Por Joaquín Olona. Publicado en Heraldo de Aragon, 26-04-2013
El hambre es la más visible y la más terrible de las formas de malnutrición, pero la obesidad se ha convertido en una auténtica epidemia que afecta más a los hogares más pobres y debe ser tenida en cuenta también en las políticas sociales.
En 1928, la entonces Sociedad de las Naciones, patrocinó un estudio que reflejó un resultado aterrador: dos de cada tres habitantes del mundo padecían hambre. Es a partir de entonces, coincidiendo con la Gran Depresión, cuando se toma conciencia del problema y se inician las acciones para enfrentarlo.
La FAO elabora un informe anual sobre “el estado de la inseguridad alimentaria en el mundo”, con el propósito de informar y sensibilizar sobre la malnutrición. El último señala que durante el periodo 2010-2012 el número de personas que han pasado hambre ha sido de 870 millones, uno de cada ocho habitantes. Aunque el avance respecto de 1928 es evidente, la situación es inaceptable.

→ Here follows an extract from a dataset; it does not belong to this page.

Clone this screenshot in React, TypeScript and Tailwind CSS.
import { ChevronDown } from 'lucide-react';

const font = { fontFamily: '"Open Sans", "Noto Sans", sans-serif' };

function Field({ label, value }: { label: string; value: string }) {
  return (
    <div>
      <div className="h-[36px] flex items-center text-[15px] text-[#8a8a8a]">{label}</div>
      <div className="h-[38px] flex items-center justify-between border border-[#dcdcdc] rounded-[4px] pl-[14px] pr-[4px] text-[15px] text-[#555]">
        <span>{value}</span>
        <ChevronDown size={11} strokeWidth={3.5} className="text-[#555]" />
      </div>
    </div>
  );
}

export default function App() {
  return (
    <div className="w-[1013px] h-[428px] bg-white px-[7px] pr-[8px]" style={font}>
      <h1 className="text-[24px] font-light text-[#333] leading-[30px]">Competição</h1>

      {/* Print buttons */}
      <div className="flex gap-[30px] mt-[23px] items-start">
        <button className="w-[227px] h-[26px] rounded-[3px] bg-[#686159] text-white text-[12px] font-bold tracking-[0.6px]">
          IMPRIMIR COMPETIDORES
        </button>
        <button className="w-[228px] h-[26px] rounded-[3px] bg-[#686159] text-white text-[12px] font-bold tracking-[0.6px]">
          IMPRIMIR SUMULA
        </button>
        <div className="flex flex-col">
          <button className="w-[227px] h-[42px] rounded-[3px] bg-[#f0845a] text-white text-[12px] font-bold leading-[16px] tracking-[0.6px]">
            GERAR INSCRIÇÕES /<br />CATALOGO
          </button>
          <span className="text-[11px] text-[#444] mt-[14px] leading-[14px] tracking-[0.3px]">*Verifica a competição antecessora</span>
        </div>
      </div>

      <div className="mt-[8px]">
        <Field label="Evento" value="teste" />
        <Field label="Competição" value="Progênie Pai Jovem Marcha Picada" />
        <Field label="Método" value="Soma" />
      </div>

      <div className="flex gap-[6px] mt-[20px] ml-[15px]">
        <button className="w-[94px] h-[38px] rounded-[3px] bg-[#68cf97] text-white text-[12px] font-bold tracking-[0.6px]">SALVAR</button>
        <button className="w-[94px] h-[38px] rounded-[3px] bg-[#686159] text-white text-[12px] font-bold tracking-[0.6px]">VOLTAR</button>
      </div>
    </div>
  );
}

La propia FAO reconoce que todavía hacen falta muchos más datos e información para alcanzar una adecuada comprensión de los factores que determinan la seguridad alimentaria. Una seguridad que no depende únicamente del nivel energético de la dieta sino, también, de su calidad, variedad, composición nutricional e inocuidad. Tampoco se conocen bien cómo afectan las perturbaciones económicas a la seguridad alimentaria, si bien la actual crisis pone de manifiesto que van más allá del problema del hambre.
El hambre, siendo la más visible y dramática, sólo es una de las formas de malnutrición que inciden sobre la salud. Otra muy destacable es la obesidad, que el Banco Mundial, en su reciente informe Food Price Watch de marzo último, califica de “epidemia global”. Mientras que la subnutrición se reduce, el sobrepeso y la obesidad aumentan rápidamente. Más de 1.400 millones de personas -una de cada cinco- presentan sobrepeso y de ellas, un tercio, son obesas.

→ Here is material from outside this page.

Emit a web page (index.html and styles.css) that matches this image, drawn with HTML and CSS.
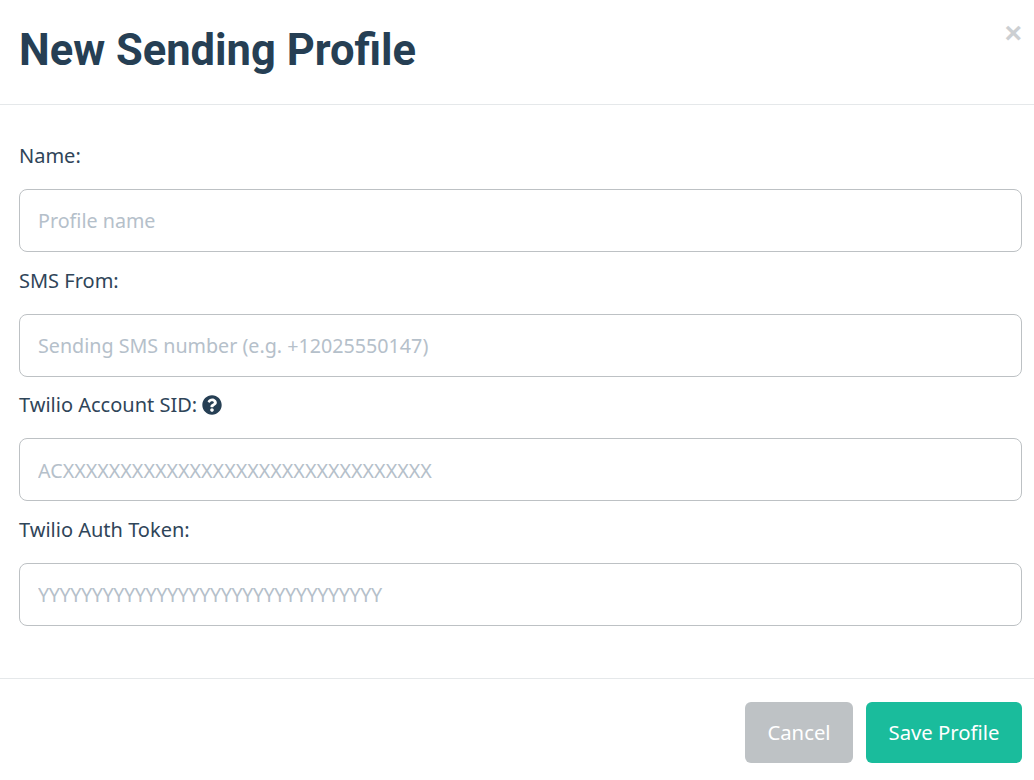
FILE: index.html
```html
<!DOCTYPE html>
<html>
<head>
    <title>New Sending Profile</title>
    <link rel="stylesheet" href="styles.css">
</head>
<body>
    <div class="modal">
        <div class="modal-header">
            <h1>New Sending Profile</h1>
            <button class="close" type="button">×</button>
        </div>
        <form class="modal-body">
            <label class="form-label" for="name">Name:</label>
            <input class="form-input" id="name" type="text" placeholder="Profile name">
            <label class="form-label" for="sms">SMS From:</label>
            <input class="form-input" id="sms" type="text" placeholder="Sending SMS number (e.g. +12025550147)">
            <label class="form-label" for="sid">Twilio Account SID:
                <svg class="help-icon" viewBox="0 0 512 512"><path d="M504 256c0 137-111 248-248 248S8 393 8 256 119 8 256 8s248 111 248 248zM262.700 90c-54.500 0-89.300 23-116.600 63.800-3.500 5.300-2.400 12.400 2.700 16.300l34.700 26.300c5.200 3.900 12.600 3 16.700-2.100 17.900-22.700 30.100-35.800 57.300-35.800 20.400 0 45.700 13.100 45.700 32.900 0 15-12.400 22.700-32.500 34-23.500 13.200-54.600 29.600-54.600 70.600V300c0 6.600 5.400 12 12 12h56c6.600 0 12-5.400 12-12v-1.300c0-28.400 83-29.600 83-106.700 0-58-60.200-102-116.400-102zM256 338c-25.400 0-46 20.600-46 46 0 25.400 20.600 46 46 46s46-20.600 46-46c0-25.400-20.600-46-46-46z"/></svg>
            </label>
            <input class="form-input" id="sid" type="text" placeholder="ACXXXXXXXXXXXXXXXXXXXXXXXXXXXXXXXX">
            <label class="form-label" for="token">Twilio Auth Token:</label>
            <input class="form-input token-input" id="token" type="text" placeholder="YYYYYYYYYYYYYYYYYYYYYYYYYYYYYYYY">
        </form>
        <div class="modal-footer">
            <button class="btn btn-cancel" type="button">Cancel</button>
            <button class="btn btn-save" type="button">Save Profile</button>
        </div>
    </div>
</body>
</html>
```

FILE: styles.css
```css
html, body {
    margin: 0;
    padding: 0;
    background: #fff;
}

body {
    font-family: "Noto Sans", "Liberation Sans", sans-serif;
    color: #2f4559;
}

.modal {
    display: flex;
    flex-direction: column;
    height: 780px;
}

.modal-header {
    position: relative;
    height: 105px;
    box-sizing: border-box;
    padding: 0 19px;
    border-bottom: 1px solid #e5e8ea;
}

.modal-header h1 {
    margin: 0;
    padding-top: 24px;
    font-family: "Roboto", sans-serif;
    font-size: 43.500px;
    font-weight: 700;
    line-height: 53px;
    color: #263f54;
}

.close {
    position: absolute;
    top: 18px;
    right: 12px;
    padding: 0;
    border: none;
    background: none;
    font-family: "Liberation Sans", sans-serif;
    font-size: 30px;
    font-weight: 700;
    line-height: 30px;
    color: #cccfd2;
}

.modal-body {
    display: flex;
    flex-direction: column;
    padding: 22.300px 12px 0 19px;
    height: 573px;
    box-sizing: border-box;
}

.form-label {
    display: flex;
    align-items: center;
    gap: 5px;
    height: 61.670px;
    flex: none;
    padding-bottom: 5px;
    box-sizing: border-box;
    font-size: 20px;
}

.help-icon {
    width: 20px;
    height: 20px;
    fill: #263f54;
}

.form-input {
    display: block;
    flex: none;
    height: 63px;
    box-sizing: border-box;
    padding: 1px 18px 0;
    border: 1px solid #bdc1c4;
    border-radius: 8px;
    font-family: inherit;
    font-size: 19.700px;
    color: #2f4559;
}

.form-input::placeholder {
    color: #b5c0ca;
    opacity: 1;
}

.token-input::placeholder {
    letter-spacing: -0.400px;
}

.modal-footer {
    display: flex;
    justify-content: flex-end;
    gap: 13px;
    padding: 23px 12px 0 0;
    border-top: 1px solid #e5e8ea;
}

.btn {
    height: 61px;
    padding: 0 0 2px;
    border: none;
    border-radius: 6px;
    font-family: inherit;
    font-size: 20.300px;
    color: #fff;
}

.btn-cancel {
    width: 108px;
    background: #bec2c5;
}

.btn-save {
    width: 156px;
    background: #1abc9c;
}
```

La mitad de las personas con sobrepeso viven en 9 países entre los que están Alemania y Estados Unidos, pero también China, India, Brasil, Méjico, Rusia, Turquía e Indonesia. En países como Egipto, Venezuela o Sudáfrica el porcentaje de obesos supera el 30 % de la población adulta. Así pues, la obesidad no sólo afecta a los países ricos.
Tanto el informe de la FAO como el del Banco Mundial llaman la atención sobre el crecimiento generalizado de la obesidad en el contexto vigente de precios excepcionalmente elevados para las materias primas agrícolas. La razón se debería a la sustitución de la comida tradicional por nuevos productos con elevado contenido en ciertos azúcares, grasas y otros aditivos. Unos alimentos poco saludables pero que facilitan la provisión de energía de forma más barata, cómoda y rápida que los tradicionales, sobre todo para la gente con menos recursos. Así, la nueva obesidad, más que del exceso, sería consecuencia de la mala alimentación. Esto explicaría también por qué en los países desarrollados la subnutrición coexiste con la obesidad y las carencias nutricionales en los hogares más pobres, que también tienen dificultades de acceso a la educación, la sanidad y al resto de necesidades básicas.

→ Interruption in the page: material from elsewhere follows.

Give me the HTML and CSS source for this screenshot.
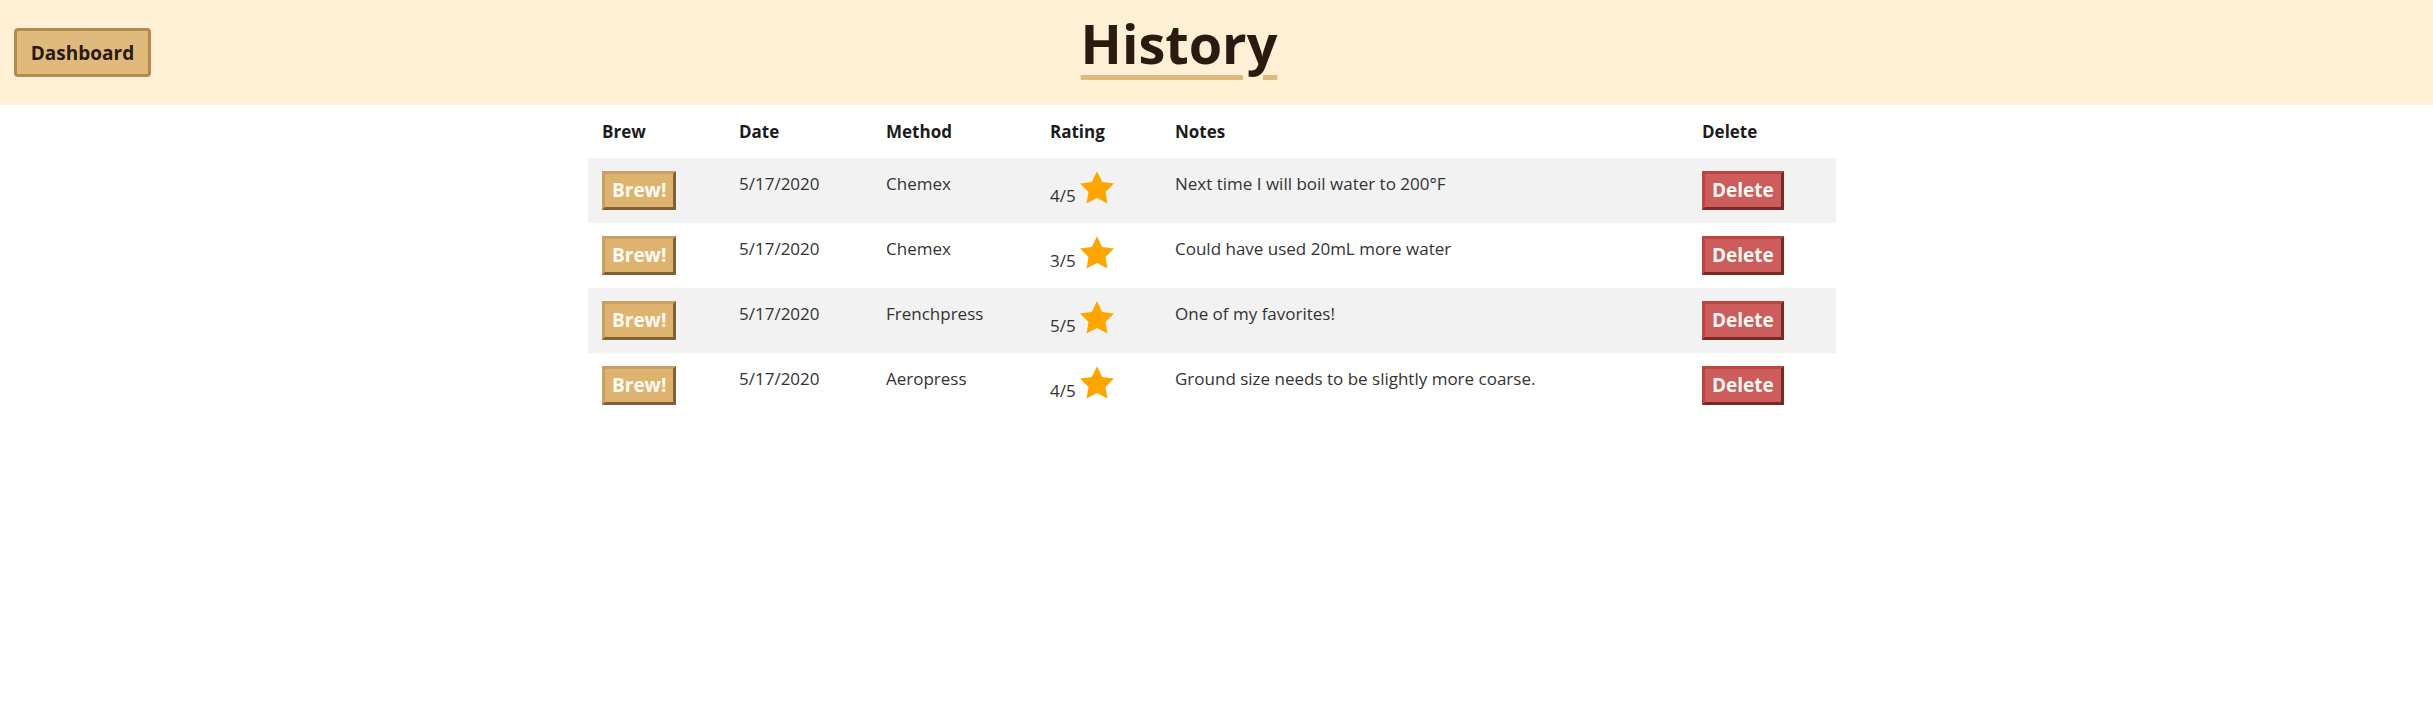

La FAO reclama un fuerte crecimiento económico y agrícola para luchar contra la malnutrición en un escenario crecientemente urbano y de fuerte aumento de la demanda mundial de alimentos. Pero también reclama la adopción de medidas de protección social, que extiendan los beneficios del crecimiento a los más desfavorecidos, así como la inclusión de la dimensión nutricional en las políticas económicas y agrícolas, que favorezcan la producción y consumo de comida saludable. Porque la mala salud dificulta el crecimiento económico y hace imposible el verdadero desarrollo.